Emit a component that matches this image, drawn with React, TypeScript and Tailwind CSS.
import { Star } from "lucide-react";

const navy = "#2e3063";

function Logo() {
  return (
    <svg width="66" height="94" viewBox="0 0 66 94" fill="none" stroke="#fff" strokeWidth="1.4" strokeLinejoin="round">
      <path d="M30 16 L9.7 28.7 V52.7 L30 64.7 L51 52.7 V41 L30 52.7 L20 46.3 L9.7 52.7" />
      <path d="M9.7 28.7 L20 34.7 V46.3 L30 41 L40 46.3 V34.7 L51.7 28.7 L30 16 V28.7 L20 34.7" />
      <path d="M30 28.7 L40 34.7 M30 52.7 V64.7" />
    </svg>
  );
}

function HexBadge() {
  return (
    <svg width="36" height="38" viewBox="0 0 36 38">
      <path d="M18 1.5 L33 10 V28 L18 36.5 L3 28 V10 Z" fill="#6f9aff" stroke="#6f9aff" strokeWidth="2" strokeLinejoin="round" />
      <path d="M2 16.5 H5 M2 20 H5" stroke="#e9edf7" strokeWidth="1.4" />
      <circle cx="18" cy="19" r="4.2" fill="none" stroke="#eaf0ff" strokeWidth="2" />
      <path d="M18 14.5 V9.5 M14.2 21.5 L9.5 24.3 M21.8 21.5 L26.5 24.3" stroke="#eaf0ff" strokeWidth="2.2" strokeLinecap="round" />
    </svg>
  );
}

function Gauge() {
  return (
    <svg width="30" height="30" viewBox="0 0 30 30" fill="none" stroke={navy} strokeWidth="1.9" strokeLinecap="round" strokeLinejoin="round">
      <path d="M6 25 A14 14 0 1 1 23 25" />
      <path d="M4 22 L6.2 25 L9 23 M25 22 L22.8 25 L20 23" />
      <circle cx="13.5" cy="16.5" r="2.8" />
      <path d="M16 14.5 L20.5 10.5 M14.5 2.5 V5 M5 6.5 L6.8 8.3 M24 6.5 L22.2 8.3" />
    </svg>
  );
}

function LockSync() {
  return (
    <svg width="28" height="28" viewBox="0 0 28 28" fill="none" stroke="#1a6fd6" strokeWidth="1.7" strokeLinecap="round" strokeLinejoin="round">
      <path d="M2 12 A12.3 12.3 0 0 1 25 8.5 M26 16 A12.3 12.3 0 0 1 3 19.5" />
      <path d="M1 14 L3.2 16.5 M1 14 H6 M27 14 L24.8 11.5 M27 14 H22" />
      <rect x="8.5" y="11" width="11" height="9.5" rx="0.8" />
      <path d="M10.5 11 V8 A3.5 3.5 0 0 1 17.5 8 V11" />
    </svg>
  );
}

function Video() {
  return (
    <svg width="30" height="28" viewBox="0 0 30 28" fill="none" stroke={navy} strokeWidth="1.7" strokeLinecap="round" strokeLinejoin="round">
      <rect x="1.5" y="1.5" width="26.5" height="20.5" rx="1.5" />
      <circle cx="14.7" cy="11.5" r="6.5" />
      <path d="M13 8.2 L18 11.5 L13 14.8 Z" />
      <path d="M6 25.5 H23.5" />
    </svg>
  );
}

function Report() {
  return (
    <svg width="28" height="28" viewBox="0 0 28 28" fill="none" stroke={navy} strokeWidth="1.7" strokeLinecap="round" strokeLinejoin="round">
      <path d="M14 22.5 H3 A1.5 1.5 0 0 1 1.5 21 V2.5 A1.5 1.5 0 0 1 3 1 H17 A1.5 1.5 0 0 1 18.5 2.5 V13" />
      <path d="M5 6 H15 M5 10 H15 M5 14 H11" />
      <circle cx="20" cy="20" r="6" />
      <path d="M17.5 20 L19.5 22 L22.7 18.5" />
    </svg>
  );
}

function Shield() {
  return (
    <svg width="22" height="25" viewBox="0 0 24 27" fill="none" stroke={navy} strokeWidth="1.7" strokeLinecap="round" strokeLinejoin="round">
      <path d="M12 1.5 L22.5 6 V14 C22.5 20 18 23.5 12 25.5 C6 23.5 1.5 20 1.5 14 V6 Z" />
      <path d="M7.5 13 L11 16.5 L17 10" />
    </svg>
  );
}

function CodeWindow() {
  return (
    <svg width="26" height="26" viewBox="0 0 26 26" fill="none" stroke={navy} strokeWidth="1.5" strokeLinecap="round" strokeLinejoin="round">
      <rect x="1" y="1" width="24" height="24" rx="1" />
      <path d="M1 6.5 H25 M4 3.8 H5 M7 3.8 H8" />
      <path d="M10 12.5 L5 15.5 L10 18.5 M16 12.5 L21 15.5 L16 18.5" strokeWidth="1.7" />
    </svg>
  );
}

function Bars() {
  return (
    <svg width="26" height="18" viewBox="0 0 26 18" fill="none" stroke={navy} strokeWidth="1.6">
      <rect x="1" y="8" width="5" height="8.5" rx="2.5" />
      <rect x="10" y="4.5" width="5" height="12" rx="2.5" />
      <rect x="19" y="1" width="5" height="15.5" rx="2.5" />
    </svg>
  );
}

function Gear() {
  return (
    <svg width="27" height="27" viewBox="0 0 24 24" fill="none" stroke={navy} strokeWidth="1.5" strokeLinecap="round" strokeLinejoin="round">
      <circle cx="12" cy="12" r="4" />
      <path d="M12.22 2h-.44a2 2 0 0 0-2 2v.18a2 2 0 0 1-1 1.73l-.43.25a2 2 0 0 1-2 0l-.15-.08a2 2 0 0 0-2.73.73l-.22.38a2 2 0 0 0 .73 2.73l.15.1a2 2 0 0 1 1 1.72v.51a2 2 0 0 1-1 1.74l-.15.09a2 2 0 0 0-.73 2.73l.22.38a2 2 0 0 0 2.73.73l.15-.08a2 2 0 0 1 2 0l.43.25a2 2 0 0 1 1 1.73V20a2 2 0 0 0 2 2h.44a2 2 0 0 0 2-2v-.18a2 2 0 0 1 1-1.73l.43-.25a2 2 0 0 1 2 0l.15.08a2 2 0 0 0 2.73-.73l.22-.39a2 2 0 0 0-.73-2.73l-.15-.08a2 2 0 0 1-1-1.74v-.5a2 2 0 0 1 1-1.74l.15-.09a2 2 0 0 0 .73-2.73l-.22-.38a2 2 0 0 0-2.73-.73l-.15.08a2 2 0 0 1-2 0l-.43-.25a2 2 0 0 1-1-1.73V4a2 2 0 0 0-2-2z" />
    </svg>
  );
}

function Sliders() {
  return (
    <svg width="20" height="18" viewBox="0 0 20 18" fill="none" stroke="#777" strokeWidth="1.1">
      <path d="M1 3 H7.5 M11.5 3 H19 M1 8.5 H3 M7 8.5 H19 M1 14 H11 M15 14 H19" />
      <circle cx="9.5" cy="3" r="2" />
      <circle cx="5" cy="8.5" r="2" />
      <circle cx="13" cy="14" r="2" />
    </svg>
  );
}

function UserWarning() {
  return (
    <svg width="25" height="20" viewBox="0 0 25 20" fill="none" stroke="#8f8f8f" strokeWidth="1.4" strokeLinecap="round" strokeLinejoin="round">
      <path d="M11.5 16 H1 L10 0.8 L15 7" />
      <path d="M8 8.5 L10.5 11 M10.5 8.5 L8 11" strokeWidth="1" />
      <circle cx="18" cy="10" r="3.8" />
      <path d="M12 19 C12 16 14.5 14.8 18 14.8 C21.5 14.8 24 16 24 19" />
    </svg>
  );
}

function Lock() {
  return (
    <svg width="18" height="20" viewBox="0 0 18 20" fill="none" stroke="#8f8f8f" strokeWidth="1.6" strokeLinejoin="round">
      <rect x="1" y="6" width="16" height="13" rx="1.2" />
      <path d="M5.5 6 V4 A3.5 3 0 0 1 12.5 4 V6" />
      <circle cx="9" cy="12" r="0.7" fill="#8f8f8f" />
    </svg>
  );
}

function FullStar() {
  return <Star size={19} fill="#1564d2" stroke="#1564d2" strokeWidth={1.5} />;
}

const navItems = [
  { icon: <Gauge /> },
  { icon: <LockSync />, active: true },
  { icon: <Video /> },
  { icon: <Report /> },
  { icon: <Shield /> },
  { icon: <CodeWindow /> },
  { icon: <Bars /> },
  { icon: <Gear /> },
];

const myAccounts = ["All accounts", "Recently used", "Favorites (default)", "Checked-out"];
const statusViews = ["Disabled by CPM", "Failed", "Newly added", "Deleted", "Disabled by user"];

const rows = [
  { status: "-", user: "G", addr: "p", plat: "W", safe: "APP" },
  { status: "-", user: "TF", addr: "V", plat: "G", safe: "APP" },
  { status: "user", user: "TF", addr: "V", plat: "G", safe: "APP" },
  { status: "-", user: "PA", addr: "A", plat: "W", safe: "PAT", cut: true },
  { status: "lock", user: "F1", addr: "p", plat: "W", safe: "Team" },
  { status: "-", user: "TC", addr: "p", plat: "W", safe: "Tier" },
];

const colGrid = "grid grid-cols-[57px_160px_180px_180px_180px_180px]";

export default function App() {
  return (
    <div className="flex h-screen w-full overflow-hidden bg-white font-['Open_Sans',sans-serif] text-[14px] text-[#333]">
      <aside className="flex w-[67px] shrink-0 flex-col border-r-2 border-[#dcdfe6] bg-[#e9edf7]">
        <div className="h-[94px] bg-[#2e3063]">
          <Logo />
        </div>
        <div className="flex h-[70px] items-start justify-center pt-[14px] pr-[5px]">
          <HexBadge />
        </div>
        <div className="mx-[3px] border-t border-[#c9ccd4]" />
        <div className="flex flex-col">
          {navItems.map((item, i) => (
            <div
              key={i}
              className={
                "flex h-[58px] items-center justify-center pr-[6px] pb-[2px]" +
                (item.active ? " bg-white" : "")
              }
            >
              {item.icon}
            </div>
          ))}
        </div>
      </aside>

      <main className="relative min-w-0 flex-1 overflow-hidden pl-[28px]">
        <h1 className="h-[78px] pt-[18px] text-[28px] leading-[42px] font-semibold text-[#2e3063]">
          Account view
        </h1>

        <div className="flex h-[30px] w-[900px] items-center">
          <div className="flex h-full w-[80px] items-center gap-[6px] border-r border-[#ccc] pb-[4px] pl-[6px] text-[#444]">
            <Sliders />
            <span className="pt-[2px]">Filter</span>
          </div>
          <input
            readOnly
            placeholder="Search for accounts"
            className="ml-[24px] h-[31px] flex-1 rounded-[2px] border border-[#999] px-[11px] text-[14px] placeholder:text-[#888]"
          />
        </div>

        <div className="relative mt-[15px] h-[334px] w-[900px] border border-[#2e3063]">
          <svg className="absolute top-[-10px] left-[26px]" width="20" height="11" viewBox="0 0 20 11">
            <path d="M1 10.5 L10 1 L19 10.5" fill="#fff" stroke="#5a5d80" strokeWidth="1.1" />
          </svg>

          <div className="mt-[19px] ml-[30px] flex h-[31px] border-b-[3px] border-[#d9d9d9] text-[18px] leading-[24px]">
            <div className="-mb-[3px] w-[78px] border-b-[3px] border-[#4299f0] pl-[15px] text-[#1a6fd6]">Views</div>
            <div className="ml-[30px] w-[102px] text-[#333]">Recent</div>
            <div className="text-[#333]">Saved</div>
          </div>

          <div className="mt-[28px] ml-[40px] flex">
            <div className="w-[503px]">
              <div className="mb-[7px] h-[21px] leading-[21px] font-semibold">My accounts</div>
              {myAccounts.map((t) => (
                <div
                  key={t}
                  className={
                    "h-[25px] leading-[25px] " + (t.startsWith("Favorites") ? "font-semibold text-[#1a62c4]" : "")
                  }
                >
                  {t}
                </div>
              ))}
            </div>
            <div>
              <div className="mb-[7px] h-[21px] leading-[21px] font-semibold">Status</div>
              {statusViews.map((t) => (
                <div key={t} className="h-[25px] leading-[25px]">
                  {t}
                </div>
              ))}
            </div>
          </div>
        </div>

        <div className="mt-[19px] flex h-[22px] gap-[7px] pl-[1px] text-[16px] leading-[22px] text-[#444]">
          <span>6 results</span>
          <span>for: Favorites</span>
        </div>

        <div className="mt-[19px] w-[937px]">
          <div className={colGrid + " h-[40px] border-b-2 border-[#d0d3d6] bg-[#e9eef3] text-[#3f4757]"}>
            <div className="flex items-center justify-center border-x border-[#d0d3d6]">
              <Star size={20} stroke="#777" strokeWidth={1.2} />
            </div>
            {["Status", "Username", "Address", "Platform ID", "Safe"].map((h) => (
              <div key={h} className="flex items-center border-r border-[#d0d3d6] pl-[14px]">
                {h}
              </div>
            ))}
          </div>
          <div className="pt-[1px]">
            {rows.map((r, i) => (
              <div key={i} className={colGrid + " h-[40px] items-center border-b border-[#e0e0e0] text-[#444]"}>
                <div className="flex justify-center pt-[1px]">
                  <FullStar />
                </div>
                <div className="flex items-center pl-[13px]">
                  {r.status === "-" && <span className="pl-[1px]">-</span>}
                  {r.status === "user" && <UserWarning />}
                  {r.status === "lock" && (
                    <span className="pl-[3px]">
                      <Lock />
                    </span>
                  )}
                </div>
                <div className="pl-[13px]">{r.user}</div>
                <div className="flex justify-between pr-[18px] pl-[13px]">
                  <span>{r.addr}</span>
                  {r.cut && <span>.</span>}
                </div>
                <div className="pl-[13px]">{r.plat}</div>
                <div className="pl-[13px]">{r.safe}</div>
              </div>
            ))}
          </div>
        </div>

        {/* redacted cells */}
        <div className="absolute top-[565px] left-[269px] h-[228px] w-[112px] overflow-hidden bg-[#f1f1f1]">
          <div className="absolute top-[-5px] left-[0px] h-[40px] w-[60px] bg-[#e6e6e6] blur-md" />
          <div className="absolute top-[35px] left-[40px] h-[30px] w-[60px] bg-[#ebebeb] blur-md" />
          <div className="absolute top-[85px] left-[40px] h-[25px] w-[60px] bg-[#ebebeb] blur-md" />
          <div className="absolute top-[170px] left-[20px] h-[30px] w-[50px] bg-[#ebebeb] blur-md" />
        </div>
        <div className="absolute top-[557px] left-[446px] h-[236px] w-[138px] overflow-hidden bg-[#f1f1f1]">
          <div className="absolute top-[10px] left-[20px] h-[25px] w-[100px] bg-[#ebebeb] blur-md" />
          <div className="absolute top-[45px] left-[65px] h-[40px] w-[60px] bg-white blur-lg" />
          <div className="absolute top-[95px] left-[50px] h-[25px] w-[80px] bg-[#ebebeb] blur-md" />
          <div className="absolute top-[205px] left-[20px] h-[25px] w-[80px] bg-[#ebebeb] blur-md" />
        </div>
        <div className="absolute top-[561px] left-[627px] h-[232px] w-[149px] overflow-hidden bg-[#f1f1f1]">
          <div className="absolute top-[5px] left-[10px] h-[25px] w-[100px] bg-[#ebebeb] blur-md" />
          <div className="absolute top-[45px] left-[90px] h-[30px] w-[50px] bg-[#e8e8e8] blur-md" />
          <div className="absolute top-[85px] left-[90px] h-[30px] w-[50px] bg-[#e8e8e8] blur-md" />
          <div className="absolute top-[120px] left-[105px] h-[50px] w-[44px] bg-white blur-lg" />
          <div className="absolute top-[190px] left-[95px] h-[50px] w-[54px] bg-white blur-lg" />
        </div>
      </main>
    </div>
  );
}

------------------------------------------------------------

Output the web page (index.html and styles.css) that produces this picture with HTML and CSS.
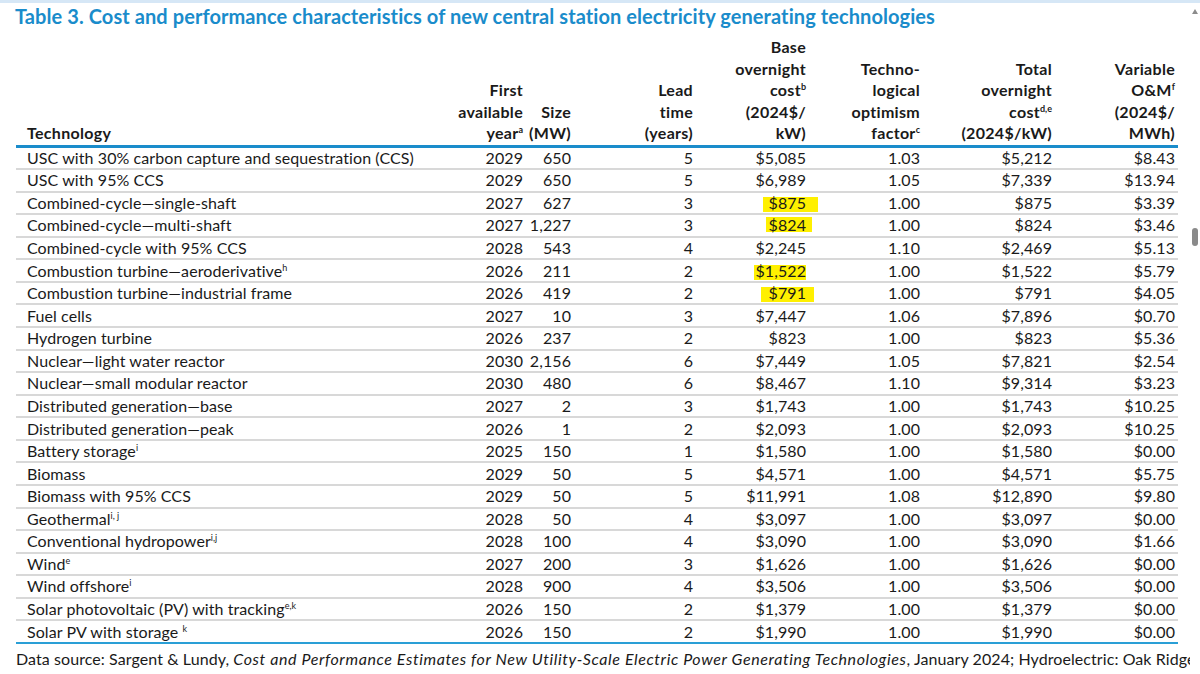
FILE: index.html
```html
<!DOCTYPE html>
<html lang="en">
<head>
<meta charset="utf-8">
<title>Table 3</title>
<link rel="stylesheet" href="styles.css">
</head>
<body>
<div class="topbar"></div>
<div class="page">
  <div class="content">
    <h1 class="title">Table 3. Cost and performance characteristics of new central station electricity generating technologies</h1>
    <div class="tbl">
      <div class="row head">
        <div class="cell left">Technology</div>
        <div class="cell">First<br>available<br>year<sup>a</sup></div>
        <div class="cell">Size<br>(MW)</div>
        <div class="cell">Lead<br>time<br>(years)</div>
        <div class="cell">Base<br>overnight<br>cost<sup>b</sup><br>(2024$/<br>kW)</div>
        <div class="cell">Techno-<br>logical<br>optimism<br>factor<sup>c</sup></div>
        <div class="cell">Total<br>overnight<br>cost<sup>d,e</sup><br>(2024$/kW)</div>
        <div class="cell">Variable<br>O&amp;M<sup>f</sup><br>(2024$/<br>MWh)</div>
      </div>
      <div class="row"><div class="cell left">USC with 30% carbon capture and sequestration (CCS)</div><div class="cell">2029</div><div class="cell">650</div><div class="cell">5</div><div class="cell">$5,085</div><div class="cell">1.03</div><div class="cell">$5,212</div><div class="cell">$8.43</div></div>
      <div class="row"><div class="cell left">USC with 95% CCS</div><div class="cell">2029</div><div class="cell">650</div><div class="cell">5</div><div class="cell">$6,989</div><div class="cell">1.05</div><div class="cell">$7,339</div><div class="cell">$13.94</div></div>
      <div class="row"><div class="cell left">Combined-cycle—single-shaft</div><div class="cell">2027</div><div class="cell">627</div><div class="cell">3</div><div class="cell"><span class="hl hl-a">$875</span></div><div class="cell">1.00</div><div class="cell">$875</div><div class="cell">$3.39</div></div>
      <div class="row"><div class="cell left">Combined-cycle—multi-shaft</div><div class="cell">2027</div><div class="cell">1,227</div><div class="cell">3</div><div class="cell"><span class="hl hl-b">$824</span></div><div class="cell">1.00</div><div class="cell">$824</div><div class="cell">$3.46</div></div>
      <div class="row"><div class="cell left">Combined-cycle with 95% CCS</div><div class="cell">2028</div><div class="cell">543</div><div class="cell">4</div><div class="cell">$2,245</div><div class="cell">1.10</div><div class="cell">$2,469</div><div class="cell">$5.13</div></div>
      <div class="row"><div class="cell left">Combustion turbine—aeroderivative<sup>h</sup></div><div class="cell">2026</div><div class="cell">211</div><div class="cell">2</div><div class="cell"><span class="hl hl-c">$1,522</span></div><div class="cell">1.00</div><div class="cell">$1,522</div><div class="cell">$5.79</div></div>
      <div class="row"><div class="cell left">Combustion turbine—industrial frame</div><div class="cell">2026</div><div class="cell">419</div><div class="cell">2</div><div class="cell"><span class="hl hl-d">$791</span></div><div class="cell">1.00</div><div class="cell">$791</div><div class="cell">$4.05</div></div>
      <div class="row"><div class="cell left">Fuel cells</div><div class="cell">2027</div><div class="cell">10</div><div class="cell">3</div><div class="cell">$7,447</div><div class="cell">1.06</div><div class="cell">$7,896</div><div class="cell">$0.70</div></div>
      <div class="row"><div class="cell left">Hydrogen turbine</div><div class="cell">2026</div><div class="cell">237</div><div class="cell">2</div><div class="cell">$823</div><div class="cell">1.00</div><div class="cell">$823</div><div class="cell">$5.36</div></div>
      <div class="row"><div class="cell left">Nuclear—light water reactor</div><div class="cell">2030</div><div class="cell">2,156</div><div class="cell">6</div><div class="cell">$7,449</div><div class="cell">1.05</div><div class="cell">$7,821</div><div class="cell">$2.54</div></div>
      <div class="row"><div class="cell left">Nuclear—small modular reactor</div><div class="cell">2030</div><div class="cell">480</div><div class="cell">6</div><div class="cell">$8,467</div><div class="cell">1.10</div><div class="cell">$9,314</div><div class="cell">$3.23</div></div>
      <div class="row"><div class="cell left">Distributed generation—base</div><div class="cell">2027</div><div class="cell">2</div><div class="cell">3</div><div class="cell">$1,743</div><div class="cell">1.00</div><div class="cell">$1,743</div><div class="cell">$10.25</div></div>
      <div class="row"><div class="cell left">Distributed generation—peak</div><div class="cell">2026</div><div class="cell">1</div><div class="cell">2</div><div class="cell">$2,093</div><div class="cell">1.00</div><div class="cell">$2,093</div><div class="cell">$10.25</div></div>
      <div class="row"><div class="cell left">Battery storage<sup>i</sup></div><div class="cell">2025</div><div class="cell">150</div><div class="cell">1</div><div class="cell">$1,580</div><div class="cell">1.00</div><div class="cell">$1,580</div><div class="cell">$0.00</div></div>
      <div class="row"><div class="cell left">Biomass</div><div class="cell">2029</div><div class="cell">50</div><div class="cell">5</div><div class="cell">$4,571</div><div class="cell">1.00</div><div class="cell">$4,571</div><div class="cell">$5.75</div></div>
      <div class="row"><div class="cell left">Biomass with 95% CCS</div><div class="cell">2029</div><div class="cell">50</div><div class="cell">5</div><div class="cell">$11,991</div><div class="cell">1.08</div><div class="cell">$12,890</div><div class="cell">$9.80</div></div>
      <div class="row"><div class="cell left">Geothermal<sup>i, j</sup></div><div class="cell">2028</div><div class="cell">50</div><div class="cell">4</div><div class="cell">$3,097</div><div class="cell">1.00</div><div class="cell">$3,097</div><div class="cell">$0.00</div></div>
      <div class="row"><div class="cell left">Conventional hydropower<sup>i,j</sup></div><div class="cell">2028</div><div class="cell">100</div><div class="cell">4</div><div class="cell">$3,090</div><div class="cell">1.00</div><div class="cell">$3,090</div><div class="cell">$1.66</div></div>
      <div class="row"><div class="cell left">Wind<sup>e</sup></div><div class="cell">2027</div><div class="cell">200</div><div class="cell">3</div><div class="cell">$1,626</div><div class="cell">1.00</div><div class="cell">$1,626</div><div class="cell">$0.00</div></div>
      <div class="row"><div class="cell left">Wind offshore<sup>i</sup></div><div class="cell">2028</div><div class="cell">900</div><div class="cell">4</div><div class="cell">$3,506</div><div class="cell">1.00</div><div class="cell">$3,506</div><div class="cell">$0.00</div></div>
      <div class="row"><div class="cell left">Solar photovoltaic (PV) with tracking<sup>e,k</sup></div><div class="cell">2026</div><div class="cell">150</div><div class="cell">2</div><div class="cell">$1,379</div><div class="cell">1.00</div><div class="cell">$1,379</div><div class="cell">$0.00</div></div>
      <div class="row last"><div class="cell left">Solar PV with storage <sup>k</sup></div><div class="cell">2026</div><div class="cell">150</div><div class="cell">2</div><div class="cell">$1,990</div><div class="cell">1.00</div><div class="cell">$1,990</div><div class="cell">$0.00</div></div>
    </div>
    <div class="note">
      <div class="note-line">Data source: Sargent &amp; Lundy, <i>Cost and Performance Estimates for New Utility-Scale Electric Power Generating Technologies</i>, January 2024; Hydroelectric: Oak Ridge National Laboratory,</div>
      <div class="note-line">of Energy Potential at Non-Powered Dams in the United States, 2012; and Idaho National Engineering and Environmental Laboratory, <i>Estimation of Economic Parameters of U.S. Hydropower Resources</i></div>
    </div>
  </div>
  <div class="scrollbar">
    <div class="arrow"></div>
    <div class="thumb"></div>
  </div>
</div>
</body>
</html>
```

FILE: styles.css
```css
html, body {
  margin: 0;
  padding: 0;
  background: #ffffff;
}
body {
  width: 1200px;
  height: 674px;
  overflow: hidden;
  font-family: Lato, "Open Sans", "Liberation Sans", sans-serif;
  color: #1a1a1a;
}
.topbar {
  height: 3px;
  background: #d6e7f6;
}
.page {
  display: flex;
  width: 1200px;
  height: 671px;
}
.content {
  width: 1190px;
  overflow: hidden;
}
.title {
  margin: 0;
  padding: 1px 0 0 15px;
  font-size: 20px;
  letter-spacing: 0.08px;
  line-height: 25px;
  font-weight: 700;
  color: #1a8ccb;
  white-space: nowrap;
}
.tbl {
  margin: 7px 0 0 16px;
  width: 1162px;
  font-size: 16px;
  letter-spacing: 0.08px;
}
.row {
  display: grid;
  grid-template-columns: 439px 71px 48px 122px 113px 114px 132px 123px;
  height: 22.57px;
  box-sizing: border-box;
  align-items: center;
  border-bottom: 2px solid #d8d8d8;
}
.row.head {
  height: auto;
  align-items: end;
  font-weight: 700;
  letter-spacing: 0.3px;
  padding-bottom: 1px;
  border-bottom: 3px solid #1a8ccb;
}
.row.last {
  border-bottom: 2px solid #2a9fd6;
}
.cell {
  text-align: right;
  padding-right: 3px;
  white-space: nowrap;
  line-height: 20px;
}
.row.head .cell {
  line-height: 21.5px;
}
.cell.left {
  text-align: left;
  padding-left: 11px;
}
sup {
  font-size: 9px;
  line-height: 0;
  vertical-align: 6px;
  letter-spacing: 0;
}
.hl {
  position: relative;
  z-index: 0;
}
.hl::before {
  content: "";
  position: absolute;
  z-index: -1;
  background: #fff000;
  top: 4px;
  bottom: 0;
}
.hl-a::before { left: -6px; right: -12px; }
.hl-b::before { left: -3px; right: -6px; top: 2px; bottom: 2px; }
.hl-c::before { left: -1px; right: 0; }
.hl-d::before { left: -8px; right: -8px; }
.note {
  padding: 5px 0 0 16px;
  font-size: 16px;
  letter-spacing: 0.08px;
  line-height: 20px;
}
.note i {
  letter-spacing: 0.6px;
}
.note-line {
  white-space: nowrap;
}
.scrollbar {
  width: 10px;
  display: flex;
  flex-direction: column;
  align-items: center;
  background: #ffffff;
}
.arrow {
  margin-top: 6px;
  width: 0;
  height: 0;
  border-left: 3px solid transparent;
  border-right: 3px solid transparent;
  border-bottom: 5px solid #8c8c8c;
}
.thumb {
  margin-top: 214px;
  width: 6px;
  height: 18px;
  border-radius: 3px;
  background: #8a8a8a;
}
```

------------------------------------------------------------

### TASK TO COMPLETE
Wherever the word "styles" occurs in a line of the listing, copy that line.

### TASK OUTPUT
Output the web page (index.html and styles.css) that produces this picture with HTML and CSS.
<link rel="stylesheet" href="styles.css">
FILE: styles.css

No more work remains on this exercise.